SCOTLAND PROSPERS from the defence of the UK. Soon it should do even better. The increasing Russian threat and a diminishing American interest in Europe mean that expansion of the defence budget is now accepted, if not yet implemented. When (or if) it is, more money will flow into Scotland.
The Royal Navy desperately needs more frigates (a naval refrain since the days of Pepys and Nelson). Two frigate construction programmes are underway. BAe Systems is building eight £1 billion Type 26 frigates on the River Clyde. Babcock is building five (considerably cheaper) Type 31 frigates at Rosyth. Both types are winning export orders.
These thirteen British vessels are intended to replace the fleet of (originally) sixteen Type 23 frigates, of which just seven remain. The maths doesn’t stack up; the Navy needs more seaworthy frigates, and it needs them now. The Type 23s are already long past their design life. How long they can function, let alone deter the Russians (or anyone else), is a matter of increasing concern.
Political instability adds to the moron premium that the markets demand of UK debt
The new frigates were ordered before the Russian invasion of Ukraine. Since then, we’ve had four Prime Ministers, at least as many Secretaries of State for Defence, two governments and one risible defence review. None has yet delivered the necessary orders for extra warships. Worse, shipbuilding capacity hasn’t increased, which is essential if the Type 23s are not just to be replaced but the Royal Navy’s fleet expanded to get close to the size necessary.
It’s not just frigates. The current Type 45 air defence destroyers will need replacing in the 2030s. Preliminary design on a replacement, the Type 83, is underway. It must accelerate to meet the 2030 deadline. Then there are the River Class Offshore Patrol Vessels, currently flying the White Ensign from the Pacific to the Gulf and the Falkland Islands (because we ran out of frigates). Lightly armed and cheap as chips, they don’t have much in the way of combat power. A replacement, or even more of the same, would be ideal for hosting subsea drones to protect the cable and pipeline infrastructure upon which this nation depends. (They would also be quite handy for their original purpose, protecting fishing grounds, if the UK ever had a government that played hardball with the EU).
Then there are bases. The nuclear deterrent lives in Faslane, with its missiles kept in Loch Long. RAF Lossiemouth holds anti-submarine P-8 Poseidon squadrons, as well as airborne early warning (when the E8 Wedgetail is operational) and four squadrons of Typhoon fighters. There used to be a second base at Leuchars, but it’s been discontinued. Runways are vulnerable so Leuchars should be reopened. The increased threat to the Arctic and the vital Greenland-Iceland-UK gap make Scotland a vital part of the UK’s defence.

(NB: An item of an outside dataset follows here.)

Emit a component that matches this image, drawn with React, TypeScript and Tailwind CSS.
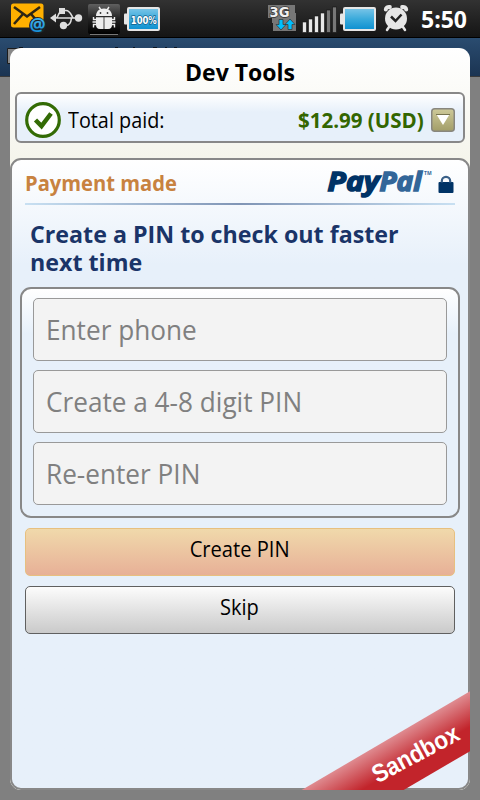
import type { ReactNode } from "react";

const FONT = "font-['Open_Sans','Noto_Sans',sans-serif]";

function StatusBar() {
  return (
    <header className="flex h-[38px] w-full shrink-0 border-b border-black bg-linear-to-b from-[#323232] to-[#151515]">
      <svg width="480" height="37" viewBox="0 0 480 37">
        <defs>
          <linearGradient id="cell" x1="0" y1="0" x2="0" y2="1">
            <stop offset="0" stopColor="#7cc6e8" />
            <stop offset="0.5" stopColor="#3aaadb" />
            <stop offset="1" stopColor="#0c8fd0" />
          </linearGradient>
          <linearGradient id="tile" x1="0" y1="0" x2="0" y2="1">
            <stop offset="0" stopColor="#606060" />
            <stop offset="0.5" stopColor="#222" />
            <stop offset="1" stopColor="#000" />
          </linearGradient>
          <linearGradient id="at" x1="0" y1="0" x2="0" y2="1">
            <stop offset="0" stopColor="#5cc8f8" />
            <stop offset="1" stopColor="#0a86d0" />
          </linearGradient>
        </defs>
        <rect x="11" y="3.500" width="32.500" height="24" rx="2.500" fill="#ffb000" />
        <path d="M14 7l13 9.500L40 7M14 24l9-10M38 22l-7-8" fill="none" stroke="#2d2614" strokeWidth="2.600" />
        <circle cx="37.500" cy="25.500" r="8.500" fill="#1d2226" />
        <text x="37.500" y="30.500" textAnchor="middle" fontFamily="Open Sans, sans-serif" fontSize="18" fontWeight="700" fill="url(#at)">@</text>
        <g fill="#dedede">
          <path d="M50 18l6-4.500v9z" />
          <rect x="59" y="8" width="6" height="6" />
          <circle cx="63.500" cy="25.500" r="3.700" />
          <circle cx="78.500" cy="18" r="3.700" />
        </g>
        <path d="M55 18h22M64 10.500h2c4 0 5 4 7 7.500M56 18c3-1 2-6 5-6M64 25.500h2c4 0 5-3 5.500-7.500" fill="none" stroke="#dedede" strokeWidth="1.600" />
        <rect x="88" y="4" width="32" height="30" rx="2" fill="url(#tile)" />
        <path d="M90 34.500h28" stroke="#777" />
        <g fill="#eee">
          <path d="M96 16c0-4.500 3-7.500 8-7.500s8 3 8 7.500z" />
          <path d="M96 17.200h7.600V29H100c-3 0-4-2-4-4zM104.400 17.200h7.600V25c0 2-1 4-4 4h-3.600z" />
        </g>
        <path d="M99 7l2 3M109 7l-2 3M96 19.500h-2.500v-2.500M112 19.500h2.500v-2.500M96 22h-3.500M112 22h3.500M96 24.500h-2.500v3M112 24.500h2.500v3" fill="none" stroke="#eee" strokeWidth="1.400" />
        <circle cx="100.500" cy="13" r="0.900" fill="#333" />
        <circle cx="107.500" cy="13" r="0.900" fill="#333" />
        <rect x="124" y="13.500" width="4" height="11" rx="1" fill="#e6e6e6" />
        <rect x="128" y="8" width="31" height="22" rx="1" fill="url(#cell)" stroke="#e6e6e6" strokeWidth="2" />
        <text x="143.800" y="23.500" textAnchor="middle" textLength="26" lengthAdjust="spacingAndGlyphs" fontFamily="DejaVu Sans, sans-serif" fontSize="11" fontWeight="700" fill="#fff" stroke="#13608c" strokeWidth="1.600" paintOrder="stroke">100%</text>

        <path d="M268 5h27v8h1v10h-24v-5h-4z" fill="#777" />
        <path d="M273 13h23v18h-23z" fill="#777" />
        <text x="269.500" y="17" textLength="20" lengthAdjust="spacingAndGlyphs" fontFamily="DejaVu Sans, sans-serif" fontSize="14" fontWeight="700" fill="#f0f0f0" stroke="#333" strokeWidth="1.500" paintOrder="stroke">3G</text>
        <path d="M279 19.500h4v5h3l-5 5.500-5-5.500h3zM288 29.500h4v-5h3l-5-5.500-5 5.500h3z" fill="#00c0ff" stroke="#333" strokeWidth="0.700" />
        <g stroke="#111" strokeWidth="0.600">
          <path d="M302.500 22h4v10.500h-4zM308.500 19h4v13.500h-4zM314.500 16h4v16.500h-4zM320.500 13h4v19.500h-4z" fill="#e8e8e8" />
          <path d="M326.500 10h4v22.500h-4zM332.500 7h4v25.500h-4z" fill="#777" />
        </g>
        <rect x="340" y="13.500" width="4" height="11" rx="1" fill="#e6e6e6" />
        <rect x="344" y="8" width="31" height="22" rx="1" fill="url(#cell)" stroke="#e6e6e6" strokeWidth="2" />
        <g stroke="#e6e6e6" fill="none" strokeLinecap="round">
          <path d="M385.800 9.500c0-1.500 2-3 4-2.500M406.200 9.500c0-1.500-2-3-4-2.500" strokeWidth="4" />
          <path d="M389 27l-2 3M403 27l2 3" strokeWidth="2.500" />
        </g>
        <circle cx="396" cy="18.500" r="11" fill="#e6e6e6" />
        <path d="M391 16.500l4.500 4.500 6-6.500" fill="none" stroke="#222" strokeWidth="2.500" />
        <text x="421" y="28" textLength="46" lengthAdjust="spacingAndGlyphs" fontFamily="Open Sans, sans-serif" fontSize="24" fontWeight="700" fill="#fff">5:50</text>
      </svg>
    </header>
  );
}

function Field({ children }: { children: ReactNode }) {
  return (
    <div className="flex h-[63px] items-center rounded-[5px] border border-[#999] bg-[#f3f3f3] pb-px pl-3 text-[28px] leading-none text-[#808080]">
      <span className="inline-block origin-left scale-x-[0.935] whitespace-nowrap">{children}</span>
    </div>
  );
}

function PayPalLogo() {
  return (
    <svg width="128" height="38" viewBox="0 0 128 38" className="shrink-0 overflow-visible">
      <g fontFamily="Open Sans, sans-serif" fontSize="27.500" fontWeight="700" fontStyle="italic" strokeWidth="1.500">
        <text x="0.500" y="28" textLength="52" lengthAdjust="spacingAndGlyphs" fill="#003366" stroke="#003366">Pay</text>
        <text x="52.500" y="28" textLength="42" lengthAdjust="spacingAndGlyphs" fill="#336699" stroke="#336699">Pal</text>
      </g>
      <text x="97" y="12" fontFamily="Open Sans, sans-serif" fontSize="5" fontWeight="700" fill="#336699">TM</text>
      <rect x="111.500" y="19" width="15" height="11" rx="1" fill="#003366" />
      <path d="M114.800 19.500V18a4.200 4.200 0 0 1 8.400 0v1.500" fill="none" stroke="#3a6088" strokeWidth="2.200" />
    </svg>
  );
}

export default function App() {
  return (
    <div className={`${FONT} flex h-[800px] w-[480px] flex-col overflow-hidden bg-[#808080] text-black`}>
      <StatusBar />
      <div className="h-[39px] shrink-0 border-b border-[#3a3a3a] bg-linear-to-b from-[#2a4c70] to-[#1b3452]">
        <svg width="200" height="30" viewBox="0 0 200 30">
          <path d="M7.500 10.500h14v15h-14z" fill="#888" stroke="#1c1c1c" />
          <path d="M19 9h4v2h-4zM115 9h3v2h-3zM133 9h2v2h-2zM153 9h4v2h-4zM165 9h2v2h-2zM174 9h3v2h-3z" fill="#0c1520" />
        </svg>
      </div>
      <main className="relative mx-[10px] -mt-[29px] flex h-[742px] shrink-0 flex-col overflow-hidden rounded-[11px] bg-linear-to-b from-white to-[#f5f5ec] to-[110px]">
        <h1 className="flex h-11 shrink-0 items-center justify-center pt-[5px] text-[23px] leading-none font-bold">
          <span className="inline-block">Dev Tools</span>
        </h1>
        <section className="mx-[5px] flex h-[51px] shrink-0 items-center rounded-[6px] border-2 border-[#888] bg-linear-to-b from-white to-[#e7f0fa] to-[18px] px-2 pt-1">
          <svg width="36" height="36" viewBox="0 0 36 36" className="shrink-0">
            <circle cx="18" cy="18" r="16.300" fill="#fff" stroke="#336b05" strokeWidth="3.200" />
            <path d="M10.500 18l6 6L26 11.500" fill="none" stroke="#336b05" strokeWidth="4.500" />
          </svg>
          <span className="ml-[7px] inline-block w-[130px] origin-left scale-x-[0.9] pb-[2px] text-[22px] leading-none">Total paid:</span>
          <span className="ml-auto inline-block origin-right scale-x-[0.955] text-[21.500px] leading-none font-bold whitespace-nowrap text-[#336600]">$12.99 (USD)</span>
          <svg width="24" height="24" viewBox="0 0 24 24" className="ml-[7px] shrink-0">
            <defs>
              <linearGradient id="olive" x1="0" y1="0" x2="0" y2="1">
                <stop offset="0" stopColor="#ceca9a" />
                <stop offset="1" stopColor="#a29d68" />
              </linearGradient>
            </defs>
            <rect x="0.750" y="0.750" width="22.500" height="22.500" rx="3" fill="url(#olive)" stroke="#88867e" strokeWidth="1.500" />
            <path d="M5.500 6.500h13L12 17z" fill="#fff" />
            <path d="M5 6.500h14" stroke="#77744f" />
          </svg>
        </section>
        <section className="mt-[15px] flex h-[632px] shrink-0 flex-col rounded-[11px] border-2 border-[#888] bg-linear-to-b from-white to-[#e7f0fa] to-[105px]">
          <div className="mr-[13px] ml-[13px] flex h-[43px] shrink-0 items-center justify-between">
            <h2 className="origin-left scale-x-[0.96] pt-[3px] text-[21px] leading-none font-bold whitespace-nowrap text-[#c88240]">Payment made</h2>
            <PayPalLogo />
          </div>
          <div className="mx-[13px] h-[2px] shrink-0 bg-linear-to-r from-[#c8e0f2] via-[#8095b5] to-[#c8e0f2]" />
          <h2 className="mt-[15px] ml-[18px] h-14 shrink-0 origin-left scale-x-[0.988] text-[23.500px] leading-[28px] font-bold whitespace-nowrap text-[#1a3468]">
            Create a PIN to check out faster
            <br />
            next time
          </h2>
          <div className="mx-2 mt-[11px] flex h-[231px] shrink-0 flex-col gap-[9px] rounded-[11px] border-2 border-[#888] bg-linear-to-b from-white to-[#e7f0fa] to-[45px] px-[11px] pt-[9px]">
            <Field>Enter phone</Field>
            <Field>Create a 4-8 digit PIN</Field>
            <Field>Re-enter PIN</Field>
          </div>
          <button className="mx-[13px] mt-[10px] flex h-12 shrink-0 items-center justify-center rounded-[5px] border border-[#e7c080] bg-linear-to-b from-[#f0d9ab] to-[#e7b097] pr-px pb-[8px] text-[22px] leading-none">
            <span className="inline-block scale-x-[0.915]">Create PIN</span>
          </button>
          <button className="mx-[13px] mt-[10px] flex h-12 shrink-0 items-center justify-center rounded-[5px] border border-[#606060] bg-linear-to-b from-[#fcfcfc] to-[#cacaca] pr-[2px] pb-[8px] text-[22px] leading-none">
            <span className="inline-block scale-x-[0.91]">Skip</span>
          </button>
        </section>
        <svg width="170" height="102" viewBox="300 688 170 102" className="absolute right-0 bottom-0">
          <defs>
            <linearGradient id="ribbon" gradientUnits="userSpaceOnUse" x1="380" y1="744" x2="408" y2="792">
              <stop offset="0" stopColor="#df8b90" />
              <stop offset="0.550" stopColor="#c2242b" />
              <stop offset="1" stopColor="#c2242b" />
            </linearGradient>
          </defs>
          <path d="M300 791L472 690v60l-70 41z" fill="url(#ribbon)" />
          <text transform="translate(377.500 783.500) rotate(-28)" textLength="95" lengthAdjust="spacingAndGlyphs" fontFamily="Liberation Sans, sans-serif" fontSize="25" fontWeight="700" fill="#fff">Sandbox</text>
        </svg>
      </main>
    </div>
  );
}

Or it would be had this benighted government published its Defence Investment Plan. Due last autumn, postponed to January, we’re now unlikely to see it until the (very) late spring. Absent that, no investment can be announced. Without it the UK’s defence base will continue to flatline (at best).
Manufacturing is already battling with rising employment costs, increasing taxes and the highest electricity price on the planet. Notwithstanding Scotland’s extensive wind farms, Ed Miliband’s net zero delusion is destroying the economy and landscape, as well as the occasional raptor. Labour’s delusions are piling upon the failures of Holyrood. Plus, of course, there is no money; Rachel Reeves has less chance of balancing the budget than she has of winning an Olympic figure skating medal. The UK’s borrowing costs will therefore increase and the funds for defence infrastructure will become harder to find.
Anas Sarwar’s assault on the Prime Minister is therefore irresponsible, inexplicable and inexcusable. Political instability adds to the moron premium that the markets demand of UK debt, thereby reducing the availability of MoD cash to splash in Scotland. That costs jobs. Sarwar should have demanded of the Westminster cabal where the money was for Scottish jobs building and supporting British warships. That would have differentiated him without damaging the bond markets.
As economic reality starts to bite Holyrood and Westminster, Sarwar’s Labour Party is being squeezed. Like so many on the left, rather than come up with sensible policies, he’s played the man.
Meanwhile the Scottish Nationalists famously have problems with shipbuilding. They abhor nuclear weapons and military bases. Miliband has wrecked their maths by ending North Sea oil. (Accounting is another SNP weakness). The Greens like wind and independence and hate nuclear weapons or power. They can’t count either. Lib Dems reluctantly accept the nuclear deterrent, are pro-Union and almost numerate. The Tories are pro-nuclear and pro-Union, albeit tarnished by 20 years of failure in Westminster. Reform is pro-union, pro-nuclear and anti-Westminster, pragmatic and new.
Like Starmer, Sawar is yesterday’s man.